McKee’s family themselves experienced great hardships. Her mother was born in what is now North Korea, and escaped northwards during the Japanese Occupation of the Korean Peninsula. When the Communist regime took over North Korea, her family had to flee a second time to South Korea, where McKee’s mother grew up.
Her family lost everything they owned and lived a life of poverty. Her father was raised in Tulsa, Okla. during the Great Depression, and he too was no stranger to poverty.
Maureen McKee was raised in Tulsa. She mentions that growing up in Oklahoma, there was only one other Asian American kid outside of her family at her elementary school, a stark contrast to Seattle’s greater diversity.
Having had the inspiration and support of her parents and mentors along the way, McKee wishes to play that part in other women’s lives now.
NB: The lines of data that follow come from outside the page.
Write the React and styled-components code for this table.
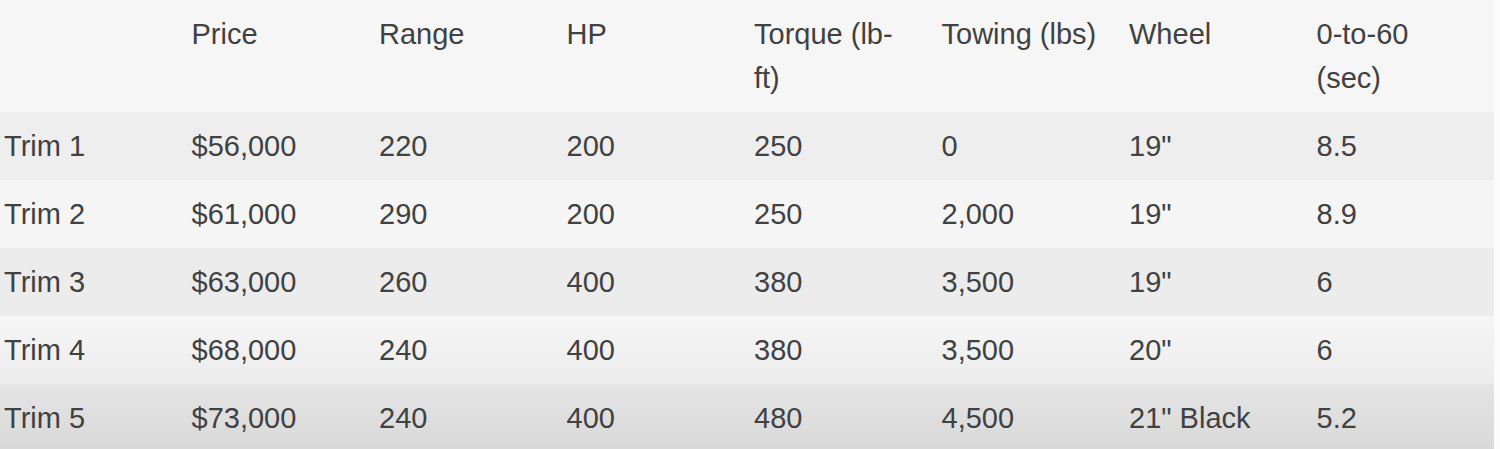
import React from 'react';
import styled, { createGlobalStyle } from 'styled-components';

const GlobalStyle = createGlobalStyle`
  html, body {
    margin: 0;
    padding: 0;
    background: #fbfbfb;
  }
  body {
    font-family: 'Liberation Sans', Arial, sans-serif;
    color: #414141;
  }
`;

const Page = styled.div`
  width: 1500px;
  height: 449px;
  overflow: hidden;
`;

const Table = styled.table`
  width: 1494px;
  border-collapse: collapse;
  table-layout: fixed;
  font-size: 29px;
`;

const HeadRow = styled.tr`
  background: #f6f6f6;
  height: 112px;
`;

const HeadCell = styled.th`
  text-align: left;
  font-weight: normal;
  vertical-align: top;
  padding: 12px 0 0 4px;
  line-height: 44px;
  white-space: pre-line;
`;

const Row = styled.tr`
  height: 68px;
  background: ${({ $bg }) => $bg};
`;

const Cell = styled.td`
  padding: 0 0 0 4px;
  vertical-align: middle;
  line-height: 44px;
  white-space: nowrap;
`;

const headers = ['', 'Price', 'Range', 'HP', 'Torque (lb-\nft)', 'Towing (lbs)', 'Wheel', '0-to-60\n(sec)'];

const rows = [
  { bg: '#eeeeee', cells: ['Trim 1', '$56,000', '220', '200', '250', '0', '19"', '8.5'] },
  { bg: '#f5f5f5', cells: ['Trim 2', '$61,000', '290', '200', '250', '2,000', '19"', '8.9'] },
  { bg: '#ececec', cells: ['Trim 3', '$63,000', '260', '400', '380', '3,500', '19"', '6'] },
  { bg: 'linear-gradient(#f6f6f6, #ececec)', cells: ['Trim 4', '$68,000', '240', '400', '380', '3,500', '20"', '6'] },
  { bg: 'linear-gradient(#e4e4e4, #d9d9d9)', cells: ['Trim 5', '$73,000', '240', '400', '480', '4,500', '21" Black', '5.2'] },
];

const widths = [187.5, 187.5, 187.5, 187.5, 187.5, 187.5, 187.5, 181.5];

export default function App() {
  return (
    <Page>
      <GlobalStyle />
      <Table>
        <colgroup>
          {widths.map((w, i) => (
            <col key={i} style={{ width: w }} />
          ))}
        </colgroup>
        <thead>
          <HeadRow>
            {headers.map((h, i) => (
              <HeadCell key={i}>{h}</HeadCell>
            ))}
          </HeadRow>
        </thead>
        <tbody>
          {rows.map((r) => (
            <Row key={r.cells[0]} $bg={r.bg}>
              {r.cells.map((c, i) => (
                <Cell key={i}>{c}</Cell>
              ))}
            </Row>
          ))}
        </tbody>
      </Table>
    </Page>
  );
}
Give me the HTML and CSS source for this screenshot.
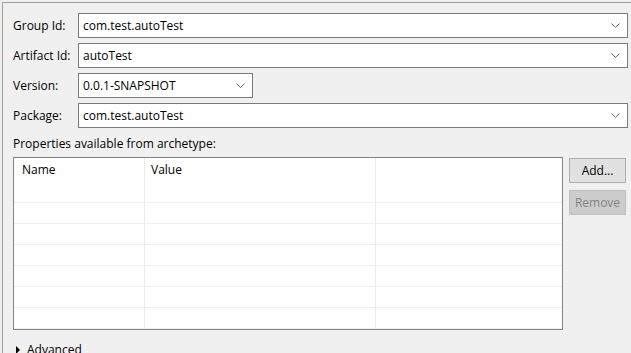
FILE: index.html
```html
<!DOCTYPE html>
<html>
  <head>
    <title>New Maven Project</title>
    <link rel="stylesheet" href="styles.css">
  </head>
  <body>
    <div class="frame">
      <div class="form-grid">
        <label class="form-label" for="group-id">Group Id:</label>
        <div class="combo">
          <span class="combo-text" id="group-id">com.test.autoTest</span>
          <svg class="chevron" width="9" height="5" viewBox="0 0 9 5"><path d="M0.5 0.5 L4.5 4.5 L8.5 0.5" fill="none" stroke="#707070" stroke-width="1"/></svg>
        </div>

        <label class="form-label" for="artifact-id">Artifact Id:</label>
        <div class="combo">
          <span class="combo-text" id="artifact-id">autoTest</span>
          <svg class="chevron" width="9" height="5" viewBox="0 0 9 5"><path d="M0.5 0.5 L4.5 4.5 L8.5 0.5" fill="none" stroke="#707070" stroke-width="1"/></svg>
        </div>

        <label class="form-label" for="version">Version:</label>
        <div class="combo combo-short">
          <span class="combo-text" id="version">0.0.1-SNAPSHOT</span>
          <svg class="chevron" width="9" height="5" viewBox="0 0 9 5"><path d="M0.5 0.5 L4.5 4.5 L8.5 0.5" fill="none" stroke="#707070" stroke-width="1"/></svg>
        </div>

        <label class="form-label" for="package">Package:</label>
        <div class="combo">
          <span class="combo-text" id="package">com.test.autoTest</span>
          <svg class="chevron" width="9" height="5" viewBox="0 0 9 5"><path d="M0.5 0.5 L4.5 4.5 L8.5 0.5" fill="none" stroke="#707070" stroke-width="1"/></svg>
        </div>
      </div>

      <div class="section-title">Properties available from archetype:</div>

      <div class="props">
        <div class="props-table">
          <div class="props-row props-head">
            <div class="cell cell-name">Name</div>
            <div class="cell cell-value">Value</div>
            <div class="cell cell-rest"></div>
          </div>
          <div class="props-row"><div class="cell cell-name"></div><div class="cell cell-value"></div><div class="cell cell-rest"></div></div>
          <div class="props-row"><div class="cell cell-name"></div><div class="cell cell-value"></div><div class="cell cell-rest"></div></div>
          <div class="props-row"><div class="cell cell-name"></div><div class="cell cell-value"></div><div class="cell cell-rest"></div></div>
          <div class="props-row"><div class="cell cell-name"></div><div class="cell cell-value"></div><div class="cell cell-rest"></div></div>
          <div class="props-row"><div class="cell cell-name"></div><div class="cell cell-value"></div><div class="cell cell-rest"></div></div>
          <div class="props-row"><div class="cell cell-name"></div><div class="cell cell-value"></div><div class="cell cell-rest"></div></div>
          <div class="props-row props-last"><div class="cell cell-name"></div><div class="cell cell-value"></div><div class="cell cell-rest"></div></div>
        </div>
        <div class="props-buttons">
          <button class="btn">Add...</button>
          <button class="btn btn-disabled" disabled>Remove</button>
        </div>
      </div>

      <div class="advanced">
        <span class="twisty"></span>
        <span>Advanced</span>
      </div>
    </div>
  </body>
</html>
```

FILE: styles.css
```css
html, body {
  margin: 0;
  padding: 0;
  height: 100%;
  overflow: hidden;
}

body {
  font-family: "Open Sans", "Noto Sans CJK SC", sans-serif;
  font-size: 12px;
  color: #000;
  background-color: #f0f0f0;
}

.frame {
  box-sizing: border-box;
  margin: 2px 0 0 2px;
  border-top: 1px solid #a0a0a0;
  border-left: 1px solid #a0a0a0;
  padding: 10px 3px 0 10px;
  height: calc(100% - 2px);
  overflow: hidden;
}

.form-grid {
  display: grid;
  grid-template-columns: 65px 1fr;
  row-gap: 5px;
  align-items: center;
}

.form-label {
  line-height: 25px;
}

.combo {
  display: flex;
  align-items: center;
  justify-content: space-between;
  height: 23px;
  background-color: #fff;
  border: 1px solid #7a7a7a;
  padding: 0 7px 0 4px;
}

.combo-short {
  width: 162px;
}

.combo-text {
  line-height: 23px;
}

.chevron {
  display: block;
}

.section-title {
  margin-top: 6px;
  line-height: 20px;
}

.props {
  display: flex;
  gap: 6px;
  margin-top: 3px;
}

.props-table {
  width: 548px;
  height: 171px;
  background-color: #fff;
  border: 1px solid #828282;
  overflow: hidden;
}

.props-row {
  display: flex;
  height: 20px;
  border-bottom: 1px solid #f0f0f0;
}

.props-head {
  height: 24px;
  border-bottom: none;
}

.cell {
  box-sizing: border-box;
  height: 100%;
  border-right: 1px solid #ebebeb;
}

.cell-name {
  width: 131px;
  padding-left: 8px;
}

.cell-value {
  width: 231px;
  padding-left: 6px;
}

.cell-rest {
  flex: 1;
  border-right: none;
}

.props-head .cell {
  line-height: 24px;
}

.props-buttons {
  display: flex;
  flex-direction: column;
  gap: 7px;
  padding-top: 1px;
}

.btn {
  width: 57px;
  height: 25px;
  padding: 0;
  font-family: inherit;
  font-size: 12px;
  color: #000;
  background-color: #e1e1e1;
  border: 1px solid #adadad;
}

.btn-disabled {
  color: #838383;
  background-color: #cccccc;
  border-color: #bfbfbf;
}

.advanced {
  display: flex;
  align-items: center;
  gap: 7px;
  margin-top: 12px;
  padding-left: 3px;
  line-height: 16px;
}

.twisty {
  width: 0;
  height: 0;
  border-top: 4px solid transparent;
  border-bottom: 4px solid transparent;
  border-left: 4px solid #000;
}
```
“I get really excited when I see women,” McKee said, “especially younger women who are interested in getting involved in social justice and I would love to continue, as a judge or to whatever capacity I have, to play a very strong role in mentoring women.”
Andrea Chin is the only person her best friend knows who flosses her teeth every day.
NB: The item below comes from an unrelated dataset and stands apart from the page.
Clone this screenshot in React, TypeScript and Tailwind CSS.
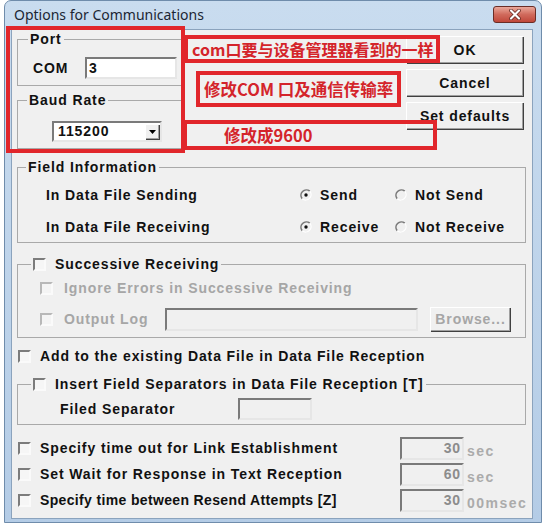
import React from "react";

function Check({ disabled }: { disabled?: boolean }) {
  return (
    <span
      className={
        disabled
          ? "inline-block w-[13px] h-[13px] shrink-0 border-2 border-t-[#b8b8b8] border-l-[#b8b8b8] border-b-[#fafafa] border-r-[#fafafa] bg-[#f4f4f4]"
          : "inline-block w-[13px] h-[13px] shrink-0 border-2 border-t-[#7c7c7c] border-l-[#7c7c7c] border-b-[#fafafa] border-r-[#fafafa] bg-[#f6f6f6]"
      }
    />
  );
}

function Radio({ checked }: { checked?: boolean }) {
  return (
    <svg width="12" height="12" viewBox="0 0 12 12" className="shrink-0">
      <path d="M2.2 9.8 A5.4 5.4 0 0 1 9.8 2.2" fill="none" stroke="#7a7a7a" strokeWidth="1.6" />
      <path d="M9.8 2.2 A5.4 5.4 0 0 1 2.2 9.8" fill="none" stroke="#ffffff" strokeWidth="1.2" />
      {checked && <circle cx="6" cy="6" r="1.7" fill="#111111" />}
    </svg>
  );
}

function Btn({ children, className = "" }: { children: React.ReactNode; className?: string }) {
  return (
    <div
      className={
        "flex items-center justify-center shrink-0 bg-[#f0f0f0] border-t border-l border-t-white border-l-white shadow-[inset_-1px_-1px_0_#a0a0a0,1px_1px_0_#404040] " +
        className
      }
    >
      {children}
    </div>
  );
}

const sunken =
  "shrink-0 border-2 border-t-[#7a7a7a] border-l-[#7a7a7a] border-b-[#e6e6e6] border-r-[#e6e6e6]";

export default function App() {
  return (
    <div className="relative w-[545px] h-[525px] overflow-hidden bg-white font-['Liberation_Sans',Arial,sans-serif] text-[14px] font-bold tracking-[0.9px] text-[#111] whitespace-nowrap">
      {/* window frame */}
      <div className="ml-[4px] w-[538px] h-[523px] flex flex-col rounded-t-[7px] border border-[#6f8cab] bg-gradient-to-b from-[#c9dcef] to-[#b4cce6]">
        {/* title bar */}
        <div className="h-[28px] flex items-start justify-between pl-[9px] pr-[5px]">
          <span className="mt-[5px] font-['Noto_Sans',sans-serif] font-normal tracking-normal text-[14px] leading-[18px] text-[#1b2633]">
            Options for Communications
          </span>
          <div className="mt-[5px] w-[43px] h-[17px] rounded-[3px] border border-[#6a2d26] bg-gradient-to-b from-[#e9a89b] via-[#d06a5c] to-[#c0473a] flex items-center justify-center">
            <svg width="14" height="11" viewBox="0 0 14 11">
              <path d="M3 1.5 L11 9.5 M11 1.5 L3 9.5" stroke="#5a2019" strokeWidth="3.6" strokeLinecap="round" />
              <path d="M3 1.5 L11 9.5 M11 1.5 L3 9.5" stroke="#ffffff" strokeWidth="2.2" strokeLinecap="round" />
            </svg>
          </div>
        </div>
        {/* client */}
        <div className="ml-[6px] mr-[8px] mb-[3px] flex-1 border border-[#8ba3bd] bg-[#f0f0f0] flex flex-col">
          {/* top section */}
          <div className="flex pl-[5px]">
            <div className="w-[165px] pt-[1px] flex flex-col">
              <fieldset className="border border-[#a9a9a9] pb-[6px]">
                <legend className="ml-[10px] px-[2px] leading-[16px]">Port</legend>
                <div className="mt-[10px] pl-[15px] flex items-center">
                  <span className="w-[52px]">COM</span>
                  <div className={"w-[92px] h-[22px] bg-white flex items-center pl-[2px] " + sunken}>3</div>
                </div>
              </fieldset>
              <fieldset className="mt-[6px] border border-[#a9a9a9] pb-[6px]">
                <legend className="ml-[9px] px-[2px] leading-[16px]">Baud Rate</legend>
                <div className="mt-[13px] pl-[34px]">
                  <div className={"w-[110px] h-[21px] bg-white flex items-center justify-between pl-[4px] pr-[1px] " + sunken}>
                    <span>115200</span>
                    <Btn className="w-[14px] h-[15px]">
                      <svg width="7" height="4" viewBox="0 0 7 4">
                        <path d="M0 0 H7 L3.5 4 Z" fill="#000" />
                      </svg>
                    </Btn>
                  </div>
                </div>
              </fieldset>
            </div>
            <div className="ml-[224px] pt-[6px] flex flex-col gap-[6px]">
              <Btn className="w-[117px] h-[27px]">OK</Btn>
              <Btn className="w-[117px] h-[27px]">Cancel</Btn>
              <Btn className="w-[117px] h-[27px]">Set defaults</Btn>
            </div>
          </div>

          {/* Field information */}
          <fieldset className="mt-[10px] ml-[5px] w-[509px] border border-[#a9a9a9] pb-[5px]">
            <legend className="ml-[8px] px-[2px] leading-[16px]">Field Information</legend>
            <div className="mt-[10px] flex flex-col gap-[12px] pl-[28px]">
              <div className="h-[20px] flex items-center">
                <span className="w-[254px]">In Data File Sending</span>
                <span className="w-[95px] flex items-center gap-[8px]"><Radio checked />Send</span>
                <span className="flex items-center gap-[8px]"><Radio />Not Send</span>
              </div>
              <div className="h-[20px] flex items-center">
                <span className="w-[254px]">In Data File Receiving</span>
                <span className="w-[95px] flex items-center gap-[8px]"><Radio checked />Receive</span>
                <span className="flex items-center gap-[8px]"><Radio />Not Receive</span>
              </div>
            </div>
          </fieldset>

          {/* Successive receiving */}
          <fieldset className="mt-[13px] ml-[5px] w-[509px] border border-[#a9a9a9] pb-[6px]">
            <legend className="ml-[13px] px-[2px] leading-[16px]">
              <span className="flex items-center gap-[9px]"><Check />Successive Receiving</span>
            </legend>
            <div className="mt-[6px] pl-[22px] flex flex-col gap-[9px] text-[#a6a6a6]">
              <div className="h-[20px] flex items-center gap-[11px]"><Check disabled />Ignore Errors in Successive Receiving</div>
              <div className="h-[24px] flex items-center">
                <span className="w-[125px] shrink-0 flex items-center gap-[11px]"><Check disabled />Output Log</span>
                <div className={"w-[253px] h-[23px] bg-[#f0f0f0] " + sunken} />
                <Btn className="ml-[12px] w-[80px] h-[24px] text-[#a6a6a6]">Browse...</Btn>
              </div>
            </div>
          </fieldset>

          {/* add to existing */}
          <div className="mt-[8px] ml-[6px] h-[20px] flex items-center gap-[9px]"><Check />Add to the existing Data File in Data File Reception</div>

          {/* insert field separators */}
          <fieldset className="mt-[10px] ml-[5px] w-[509px] border border-[#a9a9a9] pb-[4px]">
            <legend className="ml-[13px] px-[2px] leading-[16px]">
              <span className="flex items-center gap-[9px]"><Check />Insert Field Separators in Data File Reception [T]</span>
            </legend>
            <div className="mt-[6px] pl-[42px] flex items-center">
              <span className="w-[178px] shrink-0">Filed Separator</span>
              <div className={"w-[74px] h-[22px] bg-[#f0f0f0] " + sunken} />
            </div>
          </fieldset>

          {/* time rows */}
          <div className="mt-[12px] ml-[6px] flex flex-col gap-[3px]">
            {[
              ["Specify time out for Link Establishment", "30", "sec", "tracking-[0.9px]"],
              ["Set Wait for Response in Text Reception", "60", "sec", "tracking-[0.9px]"],
              ["Specify time between Resend Attempts [Z]", "30", "00msec", "tracking-[0.35px]"],
            ].map(([label, val, unit, tr]) => (
              <div key={label} className="h-[23px] flex items-center">
                <span className={"w-[382px] shrink-0 flex items-center gap-[9px] " + tr}><Check />{label}</span>
                <div className={"w-[64px] h-[23px] bg-[#f0f0f0] flex items-center justify-end pr-[1px] text-[#8c8c8c] " + sunken}>{val}</div>
                <span className="ml-[3px] mt-[5px] text-[14px] text-[#ababab] tracking-[1.5px]">{unit}</span>
              </div>
            ))}
          </div>
        </div>
      </div>

      {/* red annotations */}
      <div className="absolute left-[6px] top-[26px] w-[179px] h-[127px] border-4 border-[#e1262b]" />
      <div className="absolute left-[184px] top-[35px] w-[256px] h-[28px] border-4 border-[#e1262b] flex items-center pl-[4px] font-['Noto_Sans_CJK_SC',sans-serif] text-[16px] tracking-normal text-[#d4242a]">
        com口要与设备管理器看到的一样
      </div>
      <div className="absolute left-[196px] top-[71px] w-[205px] h-[36px] border-4 border-[#e1262b] flex items-center pl-[4px] font-['Noto_Sans_CJK_SC',sans-serif] text-[16.5px] tracking-normal text-[#d4242a]">
        修改COM 口及通信传输率
      </div>
      <div className="absolute left-[183px] top-[120px] w-[254px] h-[30px] border-4 border-[#e1262b] flex items-center pl-[37px] font-['Noto_Sans_CJK_SC',sans-serif] text-[16.5px] tracking-normal text-[#d4242a]">
        修改成9600
      </div>
    </div>
  );
}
“That’s how she lives,” said best friend Hang Yee Chin in a phone interview. “It’s something I’ve always admired about her. Everything is right with her, she is always going to look at things the way they should be, and that’s how she is in her work as well. That’s why she would make a great judge.”
Andrea Chin is a prosecutor at the office of the Seattle City Attorney, the previous president of the Asian Bar Association of Washington, and the current candidate for the open judge position at the Seattle Municipal Court.
So far, Chin is running uncontested for Position 2, but is prepared to move forward if challenged before the May 18 application deadline.
Her daughter, Lily Chin-Martin, recounts with wonder and pride how her mother’s family, friends, coworkers, old and current neighbors, and members of the Asian Bar Association all came out to see Chin at her campaign launch party.
“People from all facets of her life came together to support her,” Chin-Martin said. “Everyone was just so happy to be there. It was such an inspiring environment to be in.”
Chin’s motivation for becoming a judge stems from a desire to help the city she is so strongly rooted in, she says.
“My parents met and raised my brothers and I here in Seattle in the Mount Baker area,” Chin said. “We went to public schools and now I have two daughters who I raised here in Seattle, so we’re really a Seattle family and I think that’s one of the reasons why I care about the quality of life here.”
After attending Occidental College in Los Angeles, Chin spent three years working for the admissions department at the California Institute of Technology. In this position, as well as in law school in the late 1980s, she became frustrated with the lack of diversity. There were far more men than women, and not many people of color, she said.
“I think that a lot of barriers are self imposed. It goes back to the idea of having support. If you are feeling very alone, I think you tend to feel like you don’t have a lot of say or strength as you might in a group,” says Chin. “I always felt like I was the odd person out. Sometimes, I still attend different meetings or events where there’s a large group of attorneys and I might be the only Asian woman in the whole crowd.”
Twenty-six years as a prosecutor, and as a supervisor on the therapeutic, veterans, and mental health courts, have given Chin knowledge on how different components of the Municipal Court function, she says.
“She never wanted glory, or attention, or power,” Chin-Martin said. “I feel really proud of her for stepping up and running for the position everyone agrees she should have.”